Supplied material
## START

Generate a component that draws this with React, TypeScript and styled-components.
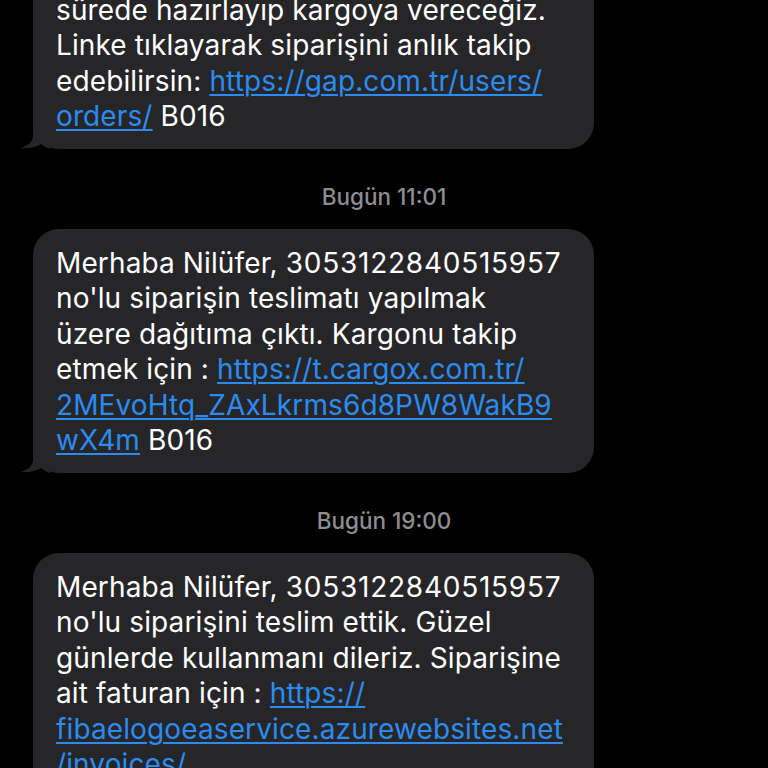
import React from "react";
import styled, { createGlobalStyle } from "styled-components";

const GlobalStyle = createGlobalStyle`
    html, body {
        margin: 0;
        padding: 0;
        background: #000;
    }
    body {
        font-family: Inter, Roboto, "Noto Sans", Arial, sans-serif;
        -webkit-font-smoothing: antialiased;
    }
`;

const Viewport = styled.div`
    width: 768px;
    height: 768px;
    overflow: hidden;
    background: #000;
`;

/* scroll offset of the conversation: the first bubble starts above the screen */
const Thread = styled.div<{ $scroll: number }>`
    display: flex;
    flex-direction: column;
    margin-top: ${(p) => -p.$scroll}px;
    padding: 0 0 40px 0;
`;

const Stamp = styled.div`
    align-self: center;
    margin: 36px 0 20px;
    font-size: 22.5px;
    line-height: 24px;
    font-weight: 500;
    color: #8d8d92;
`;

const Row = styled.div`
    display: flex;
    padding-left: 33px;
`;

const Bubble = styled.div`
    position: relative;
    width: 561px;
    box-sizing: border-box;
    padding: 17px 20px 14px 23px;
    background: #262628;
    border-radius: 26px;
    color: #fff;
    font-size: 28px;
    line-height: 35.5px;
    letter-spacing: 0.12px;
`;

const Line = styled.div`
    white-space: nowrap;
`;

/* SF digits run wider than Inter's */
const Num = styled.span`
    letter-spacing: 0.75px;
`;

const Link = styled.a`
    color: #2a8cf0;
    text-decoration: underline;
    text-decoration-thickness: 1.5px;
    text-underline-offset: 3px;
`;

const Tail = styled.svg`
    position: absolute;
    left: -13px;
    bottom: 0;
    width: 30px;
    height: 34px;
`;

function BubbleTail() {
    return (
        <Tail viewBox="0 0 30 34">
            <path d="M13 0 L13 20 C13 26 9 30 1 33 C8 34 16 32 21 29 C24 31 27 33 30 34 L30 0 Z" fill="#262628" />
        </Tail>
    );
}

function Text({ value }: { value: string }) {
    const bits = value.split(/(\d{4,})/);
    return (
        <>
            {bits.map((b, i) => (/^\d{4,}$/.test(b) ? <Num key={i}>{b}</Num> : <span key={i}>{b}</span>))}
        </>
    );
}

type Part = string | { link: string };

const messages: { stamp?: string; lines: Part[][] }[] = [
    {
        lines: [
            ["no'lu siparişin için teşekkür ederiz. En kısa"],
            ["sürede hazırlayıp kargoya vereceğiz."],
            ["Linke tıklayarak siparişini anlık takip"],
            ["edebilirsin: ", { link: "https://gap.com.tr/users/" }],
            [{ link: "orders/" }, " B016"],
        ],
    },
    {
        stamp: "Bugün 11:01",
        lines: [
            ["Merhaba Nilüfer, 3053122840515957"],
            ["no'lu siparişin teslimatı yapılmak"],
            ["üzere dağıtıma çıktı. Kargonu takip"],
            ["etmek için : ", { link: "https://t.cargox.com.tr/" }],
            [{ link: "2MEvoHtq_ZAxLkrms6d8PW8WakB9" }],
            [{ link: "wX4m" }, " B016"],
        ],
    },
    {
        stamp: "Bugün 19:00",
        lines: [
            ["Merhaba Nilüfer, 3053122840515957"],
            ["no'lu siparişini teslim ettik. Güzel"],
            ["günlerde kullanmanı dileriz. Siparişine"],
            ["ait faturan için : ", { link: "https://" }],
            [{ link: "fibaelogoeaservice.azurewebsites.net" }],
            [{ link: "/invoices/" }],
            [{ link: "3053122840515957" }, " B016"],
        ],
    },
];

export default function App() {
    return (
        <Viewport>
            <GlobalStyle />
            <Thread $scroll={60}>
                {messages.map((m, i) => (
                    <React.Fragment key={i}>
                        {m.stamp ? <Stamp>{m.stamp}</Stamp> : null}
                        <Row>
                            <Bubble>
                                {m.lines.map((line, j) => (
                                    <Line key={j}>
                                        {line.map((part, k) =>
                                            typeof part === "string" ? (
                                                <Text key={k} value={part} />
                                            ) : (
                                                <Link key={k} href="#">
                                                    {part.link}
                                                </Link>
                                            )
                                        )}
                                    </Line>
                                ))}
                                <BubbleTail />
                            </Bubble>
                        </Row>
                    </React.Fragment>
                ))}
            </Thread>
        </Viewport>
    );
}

## END

Requirement
Restate the whole listing above exactly, please, omitting every image.

Answer in full
Generate a component that draws this with React, TypeScript and styled-components.
import React from "react";
import styled, { createGlobalStyle } from "styled-components";

const GlobalStyle = createGlobalStyle`
    html, body {
        margin: 0;
        padding: 0;
        background: #000;
    }
    body {
        font-family: Inter, Roboto, "Noto Sans", Arial, sans-serif;
        -webkit-font-smoothing: antialiased;
    }
`;

const Viewport = styled.div`
    width: 768px;
    height: 768px;
    overflow: hidden;
    background: #000;
`;

/* scroll offset of the conversation: the first bubble starts above the screen */
const Thread = styled.div<{ $scroll: number }>`
    display: flex;
    flex-direction: column;
    margin-top: ${(p) => -p.$scroll}px;
    padding: 0 0 40px 0;
`;

const Stamp = styled.div`
    align-self: center;
    margin: 36px 0 20px;
    font-size: 22.5px;
    line-height: 24px;
    font-weight: 500;
    color: #8d8d92;
`;

const Row = styled.div`
    display: flex;
    padding-left: 33px;
`;

const Bubble = styled.div`
    position: relative;
    width: 561px;
    box-sizing: border-box;
    padding: 17px 20px 14px 23px;
    background: #262628;
    border-radius: 26px;
    color: #fff;
    font-size: 28px;
    line-height: 35.5px;
    letter-spacing: 0.12px;
`;

const Line = styled.div`
    white-space: nowrap;
`;

/* SF digits run wider than Inter's */
const Num = styled.span`
    letter-spacing: 0.75px;
`;

const Link = styled.a`
    color: #2a8cf0;
    text-decoration: underline;
    text-decoration-thickness: 1.5px;
    text-underline-offset: 3px;
`;

const Tail = styled.svg`
    position: absolute;
    left: -13px;
    bottom: 0;
    width: 30px;
    height: 34px;
`;

function BubbleTail() {
    return (
        <Tail viewBox="0 0 30 34">
            <path d="M13 0 L13 20 C13 26 9 30 1 33 C8 34 16 32 21 29 C24 31 27 33 30 34 L30 0 Z" fill="#262628" />
        </Tail>
    );
}

function Text({ value }: { value: string }) {
    const bits = value.split(/(\d{4,})/);
    return (
        <>
            {bits.map((b, i) => (/^\d{4,}$/.test(b) ? <Num key={i}>{b}</Num> : <span key={i}>{b}</span>))}
        </>
    );
}

type Part = string | { link: string };

const messages: { stamp?: string; lines: Part[][] }[] = [
    {
        lines: [
            ["no'lu siparişin için teşekkür ederiz. En kısa"],
            ["sürede hazırlayıp kargoya vereceğiz."],
            ["Linke tıklayarak siparişini anlık takip"],
            ["edebilirsin: ", { link: "https://gap.com.tr/users/" }],
            [{ link: "orders/" }, " B016"],
        ],
    },
    {
        stamp: "Bugün 11:01",
        lines: [
            ["Merhaba Nilüfer, 3053122840515957"],
            ["no'lu siparişin teslimatı yapılmak"],
            ["üzere dağıtıma çıktı. Kargonu takip"],
            ["etmek için : ", { link: "https://t.cargox.com.tr/" }],
            [{ link: "2MEvoHtq_ZAxLkrms6d8PW8WakB9" }],
            [{ link: "wX4m" }, " B016"],
        ],
    },
    {
        stamp: "Bugün 19:00",
        lines: [
            ["Merhaba Nilüfer, 3053122840515957"],
            ["no'lu siparişini teslim ettik. Güzel"],
            ["günlerde kullanmanı dileriz. Siparişine"],
            ["ait faturan için : ", { link: "https://" }],
            [{ link: "fibaelogoeaservice.azurewebsites.net" }],
            [{ link: "/invoices/" }],
            [{ link: "3053122840515957" }, " B016"],
        ],
    },
];

export default function App() {
    return (
        <Viewport>
            <GlobalStyle />
            <Thread $scroll={60}>
                {messages.map((m, i) => (
                    <React.Fragment key={i}>
                        {m.stamp ? <Stamp>{m.stamp}</Stamp> : null}
                        <Row>
                            <Bubble>
                                {m.lines.map((line, j) => (
                                    <Line key={j}>
                                        {line.map((part, k) =>
                                            typeof part === "string" ? (
                                                <Text key={k} value={part} />
                                            ) : (
                                                <Link key={k} href="#">
                                                    {part.link}
                                                </Link>
                                            )
                                        )}
                                    </Line>
                                ))}
                                <BubbleTail />
                            </Bubble>
                        </Row>
                    </React.Fragment>
                ))}
            </Thread>
        </Viewport>
    );
}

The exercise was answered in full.